Gjuha Jonë (Our Language) is a magazine published in Tirana, Albania, focusing on the standard and literary Albanian language. It is published by the Centre of Albanological Studies. Its main functions consist of enlarging the functionality of the standard Albanian language and elevation of its social prestige, the educational system and staff, strategies on augmentation of press organs and publishing media, and increase of the researchers in the linguistics field.

The magazine was first proposed in February 1979 by Eqrem Çabej during the work sessions of the Academy of Sciences in Tirana.
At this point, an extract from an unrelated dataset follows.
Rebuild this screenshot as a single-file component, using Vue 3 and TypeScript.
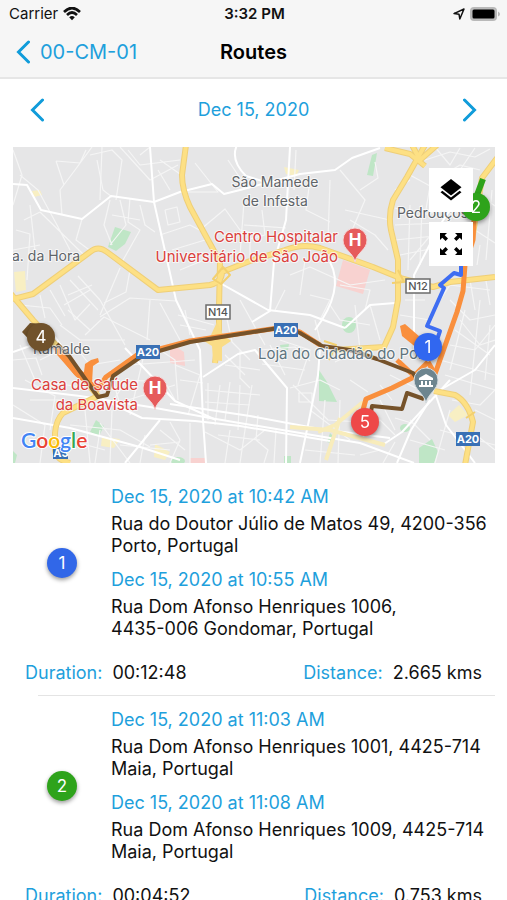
<script setup lang="ts">
interface Stop {
  time: string
  address: string
}

interface Route {
  id: number
  color: string
  stops: Stop[]
  duration: string
  distance: string
}

interface Marker {
  label: string
  x: number
  y: number
  color: string
}

interface Shield {
  text: string
  x: number
  y: number
  kind: 'national' | 'motorway'
}

const routes: Route[] = [
  {
    id: 1,
    color: '#3167e8',
    stops: [
      { time: 'Dec 15, 2020 at 10:42 AM', address: 'Rua do Doutor Júlio de Matos 49, 4200-356\nPorto, Portugal' },
      { time: 'Dec 15, 2020 at 10:55 AM', address: 'Rua Dom Afonso Henriques 1006,\n4435-006 Gondomar, Portugal' },
    ],
    duration: '00:12:48',
    distance: '2.665 kms',
  },
  {
    id: 2,
    color: '#2ea31b',
    stops: [
      { time: 'Dec 15, 2020 at 11:03 AM', address: 'Rua Dom Afonso Henriques 1001, 4425-714\nMaia, Portugal' },
      { time: 'Dec 15, 2020 at 11:08 AM', address: 'Rua Dom Afonso Henriques 1009, 4425-714\nMaia, Portugal' },
    ],
    duration: '00:04:52',
    distance: '0.753 kms',
  },
]

const markers: Marker[] = [
  { label: '4', x: 41, y: 337, color: '#70522b' },
  { label: '2', x: 476, y: 207, color: '#2ea31b' },
  { label: '1', x: 428, y: 347, color: '#3167f0' },
  { label: '5', x: 365, y: 422, color: '#ee4848' },
]

const shields: Shield[] = [
  { text: 'N14', x: 218, y: 312, kind: 'national' },
  { text: 'N12', x: 418, y: 286, kind: 'national' },
  { text: 'A20', x: 148, y: 352, kind: 'motorway' },
  { text: 'A20', x: 286, y: 330, kind: 'motorway' },
  { text: 'A20', x: 468, y: 439, kind: 'motorway' },
]

const hospitals = [
  { x: 355, y: 241 },
  { x: 155, y: 389 },
]

const yellowRoads: string[] = [
  'M13 299L33 294L90 252Q98 245 107 252L158 290L210 285Q222 282 222 272L250 261L285 250Q303 243 320 248L373 267L400 278L433 287L450 282L495 277',
  'M11 294L33 320L57 346L87 383L98 396L63 413Q56 420 55 433V450Q56 460 70 463',
  'M186 145L182 175Q182 190 190 207L220 262L219 307V330L215 363',
  'M425 145L407 177L393 200Q388 215 391 230L398 260V300L393 327L384 347L335 350',
  'M385 148L410 154L425 166M412 145L420 160L437 145',
  'M497 158L482 178L472 240',
  'M434 391L455 395Q468 402 473 422L465 465',
]

const mainStreets: string[] = [
  'M13 184L27 185L41 210L82 219L111 196L154 202L180 192L212 184L224 194L240 190L300 174L335 170L352 158L380 148',
  'M150 147L154 202L176 300L200 350L203 420L206 463',
  'M237 145Q230 160 246 176L272 184L290 180',
  'M290 147L286 220L274 262L270 311L252 322',
  'M220 283L268 310L310 315L345 328',
  'M330 262Q345 290 315 330',
  'M460 195L440 225L414 275V350',
  'M345 328L370 305L395 303M170 404L250 416L320 429L390 438',
  'M13 388L80 396L150 407L210 418L360 443L414 463',
  'M98 397L142 418L195 421L240 426L330 441',
  'M203 377L238 354L255 350L287 388L286 463',
  'M320 348L318 375L309 420L300 463',
  'M430 400L411 430L397 463M440 390L475 370L495 345',
  'M434 390L446 425L475 463M384 444L402 432L450 380',
  'M125 348L175 401L216 420M13 352L55 337L98 397',
  'M13 418L70 428L140 447L180 460M160 420L125 463',
]

const minorStreets: string[] = [
  'M56 161L80 163L86 150M56 161L64 185M92 147L75 170L60 190L62 215M90 155L112 150L122 160L116 200M97 160L103 190L112 197M120 147L150 180L178 165',
  'M128 150L140 165L180 160M160 160L180 174M158 170L170 190M140 155L150 147M102 147L100 200',
  'M20 175L38 190L57 225L70 250M24 220L40 212M30 205L36 260M40 212L84 255M16 230L30 234L27 280M82 219L76 240L92 252',
  'M110 200L104 225L112 245M120 200L126 225L110 245M130 198L128 222L140 230L122 262M140 205L145 225L155 232M112 215L140 220',
  'M165 210L177 207L180 222L168 225L165 210M160 235L190 225L205 233M172 250L205 240M180 270L204 260',
  'M60 285L75 320L90 304M70 280L98 310M78 276L100 300M68 295L92 285M64 305L90 290M120 268L100 315M130 270L126 292L104 303',
  'M20 305L50 308L62 325M40 295L45 318M50 290L65 316M100 317L130 298L176 301M85 335L104 317L150 340',
  'M195 163L218 192L188 192M200 230L225 209L240 230L263 236M244 202L240 255M262 210L265 235L246 240M244 225L286 228M250 236V255M228 160L240 178',
  'M296 150L294 190M310 180L306 210L330 222M305 205L285 205M330 180L328 240M340 170L365 200L350 235M360 190L378 178L375 162M345 210L390 220M350 220L375 235L388 250',
  'M225 310L232 342L250 360M240 300L265 345M185 310L190 335M178 315L214 325M180 325L206 330M240 350L240 378L250 388M225 355L245 375',
  'M410 175L430 186L425 215M395 208L418 216L440 211M395 225L437 223M395 240L435 236M400 255L435 248M410 205L408 270M422 205L420 265M435 230L410 260M395 190L410 180M435 180L460 165L480 170',
  'M410 147L425 160L450 152L475 157L490 149M435 147L450 165L460 148M460 170L475 148M480 195L495 206M475 230L495 243M480 245L477 265M492 190L486 260',
  'M340 285L370 290L365 310M310 295L330 300L320 320M290 275L310 267L350 285L385 280M305 260L300 295M285 290L275 310',
  'M130 365L195 360M145 350L130 415M125 380L165 382L175 400M160 350L175 360L178 400M110 370L120 405M110 405L127 380M128 400L175 385',
  'M175 365L200 375L188 415M180 380L203 383M208 383V420M220 385L215 425M230 382L225 420M240 385L238 430M252 385L245 430M205 390L260 395M205 402L250 405M225 365L260 370',
  'M260 350L295 347L310 361M270 345L285 375M280 340L310 350L298 385M262 364L305 370M290 388L320 380L340 390M298 393L312 393V402H299V393M293 385L328 420L360 422',
  'M230 430L225 463M245 430L240 463M258 415L256 440L268 450L264 463M276 430L274 463M218 435L260 440M205 432L240 450L265 430M190 423V463M170 422L180 440L170 463',
  'M310 410L350 440M325 400L320 463M340 400L338 463M350 380L368 392M305 450L355 455M360 440L380 420L395 435M380 385L392 400M335 362L350 355',
  'M330 305L340 320L370 325M355 305L360 350M370 305L380 340M315 320L320 340M400 315L430 320M405 300L425 300M410 340L430 365',
  'M450 300L470 320L495 315M460 320L480 345L495 340M450 345L475 350L495 325M440 360L495 375M445 375L495 390M465 310L450 370M480 300L470 395M490 325L485 380',
  'M440 300L450 285L490 290M470 280L475 310M485 275L490 305M455 330L490 355M452 400L480 405L495 390M470 430L495 450M440 430L495 445M450 410L435 463M475 410L495 420M410 440L445 450',
  'M380 400L395 430M395 418L415 424M360 455L380 450M383 463L395 442M410 420L430 440M390 375L420 390',
  'M13 360L36 358L42 375M20 345L35 380L80 387M25 380L55 396L50 430M40 360L60 350M30 400L65 400M13 405L45 425L40 463M78 350L90 365L120 360',
  'M70 425L120 430L150 447M85 410L90 463M100 430L95 463M112 410L110 463M68 440L105 450M100 423L130 463M145 435L140 463M150 445L180 442M120 445L170 450M160 430L185 450',
  'M60 325L80 340L125 340M68 310L90 330M100 300L125 345M150 300L147 340M160 303L180 340M13 150L22 175L13 205M13 250L40 245',
]
</script>

<template>
  <div class="screen">
    <header class="top">
      <div class="status">
        <div class="status-side">
          <span class="carrier">Carrier</span>
          <svg class="wifi" viewBox="0 0 18 14" aria-hidden="true">
            <path d="M1 5Q9-3 17 5M4 8Q9 3 14 8" />
            <path class="wifi-dot" d="M6.200 10.200Q9 8 11.800 10.200L9 13.300Z" />
          </svg>
        </div>
        <span class="clock">3:32 PM</span>
        <div class="status-side status-end">
          <svg class="location" viewBox="0 0 12 12" aria-hidden="true">
            <path d="M1 5.600L11 1L6.800 11L6 6.200Z" />
          </svg>
          <svg class="battery" viewBox="0 0 30 14" aria-hidden="true">
            <rect class="battery-shell" x="0" y="0" width="27" height="14" rx="4" />
            <rect x="2.500" y="2.500" width="22" height="9" rx="1.500" />
            <path class="battery-tip" d="M28 4.500Q30 5.500 30 7T28 9.500Z" />
          </svg>
        </div>
      </div>
      <nav class="navbar">
        <a class="back" href="#">
          <svg class="chevron" viewBox="0 0 14 24" aria-hidden="true"><path d="M12.500 2L2.500 12L12.500 22" /></svg>
          <span>00-CM-01</span>
        </a>
        <h1>Routes</h1>
      </nav>
    </header>

    <main class="content">
      <div class="date-bar">
        <button type="button" class="step" aria-label="Previous day">
          <svg class="chevron" viewBox="0 0 14 24" aria-hidden="true"><path d="M12.500 2L2.500 12L12.500 22" /></svg>
        </button>
        <span class="date">Dec 15, 2020</span>
        <button type="button" class="step" aria-label="Next day">
          <svg class="chevron" viewBox="0 0 14 24" aria-hidden="true"><path d="M1.500 2L11.500 12L1.500 22" /></svg>
        </button>
      </div>

      <section class="map" aria-label="Map">
        <svg class="map-canvas" viewBox="13 147 482 316">
          <rect x="13" y="147" width="482" height="316" fill="#e6e6e7" />

          <g fill="#bfe6c6">
            <path d="M115 227L131 232L125 244L116 251L108 247Z" />
            <path d="M319 370L327 382L337 402L319 401Z" />
            <path d="M372 155L377 153L373 176L367 175Z" />
            <path d="M96 420L104 426L99 436L90 432Z" />
            <ellipse cx="349" cy="325" rx="7" ry="8" />
            <ellipse cx="405" cy="428" rx="5" ry="4" />
            <path d="M419 448L432 439L438 452L434 463H419Z" />
            <ellipse cx="178" cy="461" rx="7" ry="4" />
            <path d="M280 345L289 344L288 350L281 349Z" />
            <path d="M330 433L333 436L331 443L327 442Z" />
            <path d="M284 456H291V463H284Z" />
            <path d="M13 451L17 455L15 463H13Z" />
          </g>
          <g fill="#f8d2d0">
            <path d="M343 260L370 270L363 294L336 286Z" />
            <path d="M170 343L184 352L185 366L170 363Z" />
            <path d="M190 458H206V463H190Z" />
          </g>
          <g fill="#f8efc3">
            <path d="M14 272L25 271L26 290L16 292Z" />
            <path d="M32 191L40 190L42 195L34 197Z" />
            <path d="M284 167L299 170L296 176L286 174Z" />
            <path d="M102 437L120 439L114 448L101 446Z" />
            <path d="M155 444L170 452L165 460L154 457Z" />
            <path d="M448 415L459 405L468 415L455 422Z" />
          </g>

          <g class="line minor"><path v-for="d in minorStreets" :key="d" :d="d" /></g>
          <g class="line main"><path v-for="d in mainStreets" :key="d" :d="d" /></g>
          <g class="line pale">
            <path d="M363 402L335 425L318 432M290 427L330 430L385 445M340 418L326 460" />
          </g>
          <g class="line highway-edge"><path v-for="d in yellowRoads" :key="d" :d="d" /></g>
          <g class="line highway"><path v-for="d in yellowRoads" :key="d" :d="d" /></g>
          <path d="M217 322L211 335L204 341L212 346L213 360L222 361L222 347L231 341L222 333Z" fill="#fadc86" />
          <g class="line interchange">
            <path d="M223 267L230 275L221 284L213 279ZM324 341L336 345L329 360M466 418L475 412M398 270L404 282L392 283" />
          </g>

          <g class="line trip orange">
            <path d="M55 347L76 373L98 389L106 377L137 355L190 341L285 327L300 332L320 345" />
            <path d="M58 350L78 373L90 382" stroke-width="8" />
            <path d="M428 362L435 374" />
            <path d="M363 410L366 399L392 388L412 378L428 362M474 220L473 240L465 265L463 291L457 312L435 374M397 360L412 374L428 384" />
          </g>
          <g fill="#f98f3d">
            <path d="M83 380L85 364L91 360L98 358L99 362L93 366L92 383Z" />
            <path d="M400 326L405 324L420 337L418 349L402 336Z" />
          </g>
          <g class="line trip brown">
            <path d="M57 344L69 356L98 397L107 395L113 376L142 356L190 342L285 327L300 333L322 346L350 350L377 359L413 373L422 386" />
            <path d="M371 412L372 406L402 409L407 393L424 399" />
          </g>
          <path class="line trip blue" d="M461 263V275L454 273L440 285L444 288L427 326L440 331L437 340" />
          <path class="line trip green" d="M483 179L477 195" />

          <g class="place">
            <text x="275" y="187" text-anchor="middle">São Mamede</text>
            <text x="275" y="206" text-anchor="middle">de Infesta</text>
            <text x="12" y="261">a. da Hora</text>
            <text x="397" y="218">Pedrouços</text>
            <text x="33" y="354">Ramalde</text>
            <text class="civic" x="258" y="359">Loja do Cidadão do Porto</text>
          </g>
          <g class="place hospital" text-anchor="end">
            <text x="338" y="242">Centro Hospitalar</text>
            <text x="338" y="262">Universitário de São João</text>
            <text x="138" y="390">Casa de Saúde</text>
            <text x="138" y="410">da Boavista</text>
          </g>

          <g v-for="h in hospitals" :key="h.x" :transform="`translate(${h.x} ${h.y})`">
            <path d="M0 21C-2 11-12 9-12-1A12 12 0 0 1 12-1C12 9 2 11 0 21Z" fill="#e65b5b" stroke="#f5d8d8" />
            <text class="pin-text" y="5" text-anchor="middle">H</text>
          </g>

          <g transform="translate(426 381)">
            <path d="M0 22C-2 12-12 9-12-1A12 12 0 0 1 12-1C12 9 2 12 0 22Z" fill="#6d858f" stroke="#d5dcdf" />
            <path d="M-7-3L0-7L7-3V-1H-7ZM-5 0H-3V4H-5ZM-1 0H1V4H-1ZM3 0H5V4H3ZM-7 4H7V6H-7Z" fill="#fff" />
          </g>

          <g transform="translate(61 453)">
            <rect x="-8" y="-6" width="15" height="12" fill="#3970b5" />
            <text class="shield-text motorway" y="4" text-anchor="middle">A3</text>
          </g>
          <g v-for="s in shields" :key="`${s.text}-${s.x}`" :transform="`translate(${s.x} ${s.y})`">
            <rect :class="s.kind" x="-12" y="-7" width="24" height="14" />
            <text :class="['shield-text', s.kind]" y="4" text-anchor="middle">{{ s.text }}</text>
          </g>

          <path d="M22 332L30 323L45 324L52 343L36 347Z" fill="#70522b" />
          <g v-for="m in markers" :key="m.label" class="marker" :transform="`translate(${m.x} ${m.y})`">
            <circle r="14" :fill="m.color" />
            <text y="6" text-anchor="middle">{{ m.label }}</text>
          </g>

          <text class="google" x="21" y="448">
            <tspan fill="#4285f4">G</tspan><tspan fill="#ea4335">o</tspan><tspan fill="#fbbc05">o</tspan><tspan fill="#4285f4">g</tspan><tspan fill="#34a853">l</tspan><tspan fill="#ea4335">e</tspan>
          </text>
        </svg>

        <div class="map-tools">
          <button type="button" aria-label="Map layers">
            <svg viewBox="0 0 24 24" aria-hidden="true">
              <path d="M12 1L22.500 9.200L12 17.400L1.500 9.200Z" />
              <path d="M1.500 14.200L3.400 12.700L12 19.400L20.600 12.700L22.500 14.200L12 22.500Z" />
            </svg>
          </button>
          <button type="button" aria-label="Full screen">
            <svg viewBox="0 0 24 24" aria-hidden="true">
              <path d="M1 1H8L5.700 3.300L9 6.600L6.600 9L3.300 5.700L1 8Z" />
              <path d="M23 1V8L20.700 5.700L17.400 9L15 6.600L18.300 3.300L16 1Z" />
              <path d="M1 23V16L3.300 18.300L6.600 15L9 17.400L5.700 20.700L8 23Z" />
              <path d="M23 23H16L18.300 20.700L15 17.400L17.400 15L20.700 18.300L23 16Z" />
            </svg>
          </button>
        </div>
      </section>

      <ul class="routes">
        <li v-for="route in routes" :key="route.id" class="route">
          <div class="route-body">
            <span class="badge" :style="{ backgroundColor: route.color }">{{ route.id }}</span>
            <div class="stops">
              <div v-for="stop in route.stops" :key="stop.time" class="stop">
                <time>{{ stop.time }}</time>
                <p>{{ stop.address }}</p>
              </div>
            </div>
          </div>
          <dl class="totals">
            <div>
              <dt>Duration:</dt>
              <dd>{{ route.duration }}</dd>
            </div>
            <div>
              <dt>Distance:</dt>
              <dd>{{ route.distance }}</dd>
            </div>
          </dl>
        </li>
      </ul>
    </main>
  </div>
</template>

<style>
body {
  margin: 0;
  background: #fff;
}
</style>

<style scoped>
.screen {
  display: flex;
  flex-direction: column;
  height: 100vh;
  overflow: hidden;
  background: #fff;
  color: #111;
  font-family: Inter, Roboto, "Liberation Sans", sans-serif;
  font-size: 18px;
  line-height: 22px;
}

.top {
  flex: none;
  background: #f6f6f6;
  border-bottom: 2px solid #e6e6e6;
}

.status {
  display: grid;
  grid-template-columns: 1fr auto 1fr;
  align-items: center;
  height: 27px;
  padding: 0 7px 0 9px;
  font-size: 15px;
}

.status-side {
  display: flex;
  align-items: center;
  gap: 5px;
}

.status-end {
  justify-content: flex-end;
}

.clock {
  font-weight: 600;
}

.wifi {
  width: 18px;
  height: 14px;
  fill: none;
  stroke: #111;
  stroke-width: 2.6;
}

.wifi .wifi-dot {
  fill: #111;
  stroke: none;
}

.location {
  width: 12px;
  height: 12px;
  fill: none;
  stroke: #111;
  stroke-width: 1.5;
  stroke-linejoin: round;
}

.battery {
  width: 30px;
  height: 14px;
}

.battery-shell,
.battery-tip {
  fill: #b9b9b9;
}

.navbar {
  display: grid;
  grid-template-columns: 1fr auto 1fr;
  align-items: center;
  height: 50px;
  padding: 0 16px;
}

.back {
  display: flex;
  align-items: center;
  gap: 10px;
  color: #1ea0dc;
  font-size: 20px;
  text-decoration: none;
}

h1 {
  margin: 0;
  color: #000;
  font-size: 20px;
  font-weight: 600;
}

.chevron {
  display: block;
  width: 14px;
  height: 24px;
  fill: none;
  stroke: #109cda;
  stroke-width: 3;
  stroke-linecap: round;
}

.content {
  flex: 1;
  min-height: 0;
  overflow-y: auto;
  scrollbar-width: none;
}

.date-bar {
  display: flex;
  align-items: center;
  justify-content: space-between;
  height: 62px;
  padding: 0 20px;
}

.date {
  color: #1ea0dc;
}

.step {
  display: grid;
  place-items: center;
  width: 34px;
  height: 44px;
  padding: 0;
  border: 0;
  background: none;
}

.map {
  position: relative;
  margin: 6px 12px 10px 13px;
}

.map-canvas {
  display: block;
  width: 100%;
  height: auto;
}

.line {
  fill: none;
  stroke-linejoin: round;
}

.minor {
  stroke: #f5f5f5;
  stroke-width: 1.2;
}

.main {
  stroke: #fff;
  stroke-width: 2;
}

.pale {
  stroke: #f8ecbb;
  stroke-width: 4;
}

.highway-edge {
  stroke: #efcf78;
  stroke-width: 6;
}

.highway {
  stroke: #fde084;
  stroke-width: 4;
}

.interchange {
  stroke: #f3d06f;
  stroke-width: 2;
}

.trip {
  stroke-width: 5;
}

.orange {
  stroke: #f98f3d;
}

.brown {
  stroke: #75522a;
  stroke-width: 4;
}

.blue {
  stroke: #3e6df2;
  stroke-width: 4;
}

.green {
  stroke: #2ea31b;
  stroke-width: 6;
}

.place text {
  fill: #5f6468;
  stroke: #fff;
  stroke-opacity: 0.7;
  stroke-width: 2px;
  stroke-linejoin: round;
  paint-order: stroke;
  font-size: 14px;
}

.place .civic {
  fill: #60747e;
  font-size: 15px;
}

.hospital text {
  fill: #db3f3c;
  font-size: 15px;
}

.pin-text {
  fill: #fff;
  font-size: 17px;
  font-weight: 700;
}

rect.national {
  fill: #fff;
  stroke: #6b6b6b;
  stroke-width: 1.5;
}

rect.motorway {
  fill: #3970b5;
}

.shield-text {
  font-size: 11px;
  font-weight: 700;
}

.shield-text.national {
  fill: #555;
  font-weight: 500;
}

.shield-text.motorway {
  fill: #fff;
}

.marker {
  filter: drop-shadow(0 2px 2px rgb(0 0 0 / 40%));
}

.marker text {
  fill: #fff;
  font-size: 17px;
}

.google {
  stroke: #fff;
  stroke-width: 2px;
  paint-order: stroke;
  font-family: Lato, "Open Sans", sans-serif;
  font-size: 21px;
  font-weight: 600;
}

.map-tools {
  position: absolute;
  top: 21px;
  right: 22px;
  display: grid;
  gap: 10px;
}

.map-tools button {
  display: grid;
  place-items: center;
  width: 44px;
  height: 44px;
  padding: 0;
  border: 0;
  background: #fff;
}

.map-tools svg {
  width: 24px;
  height: 24px;
  fill: #000;
}

.routes {
  margin: 0;
  padding: 0 12px 0 13px;
  list-style: none;
}

.route {
  padding: 13px 0 11px;
  background: linear-gradient(#e4e4e4, #e4e4e4) 25px 100% / 100% 1px no-repeat;
}

.route-body {
  display: grid;
  grid-template-columns: 98px 1fr;
  align-items: center;
}

.badge {
  display: grid;
  place-items: center;
  justify-self: center;
  width: 30px;
  height: 30px;
  border-radius: 50%;
  box-shadow: 0 2px 4px rgb(0 0 0 / 40%);
  color: #fff;
  font-size: 17px;
}

.stops {
  display: grid;
  gap: 12px;
}

.stop {
  display: grid;
  gap: 5px;
}

.stop time {
  color: #1ea0dc;
}

.stop p {
  margin: 0;
  white-space: pre-line;
}

.totals {
  display: flex;
  justify-content: space-between;
  margin: 22px 0 0;
  padding: 0 13px 1px 12px;
}

.totals div {
  display: flex;
  gap: 10px;
}

.totals dt {
  color: #1ea0dc;
}

.totals dd {
  margin: 0;
}
</style>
It was followed by a legal act (act-decision) of the Albanian Council of Ministers, demanding permanent and extensive research on the standard and literary language; one of the topics mentioned was the creation of a scientific magazine on that purpose. The magazine started in 1981, published by the Academy of Sciences of Albania. A homologue one started in 1982 in Pristina, Kosovo, named Gjuha Shqipe (Albanian Language), targeting the same topics. It was published by the Albanological Institute of Pristina.

In 2008, the Institute of Linguistics and Literature (Instituti i Gjuhës dhe Letërsisë) split with the Albanian Academy of Sciences and joined the Centre of Albanological Studies, carried over the magazine as well.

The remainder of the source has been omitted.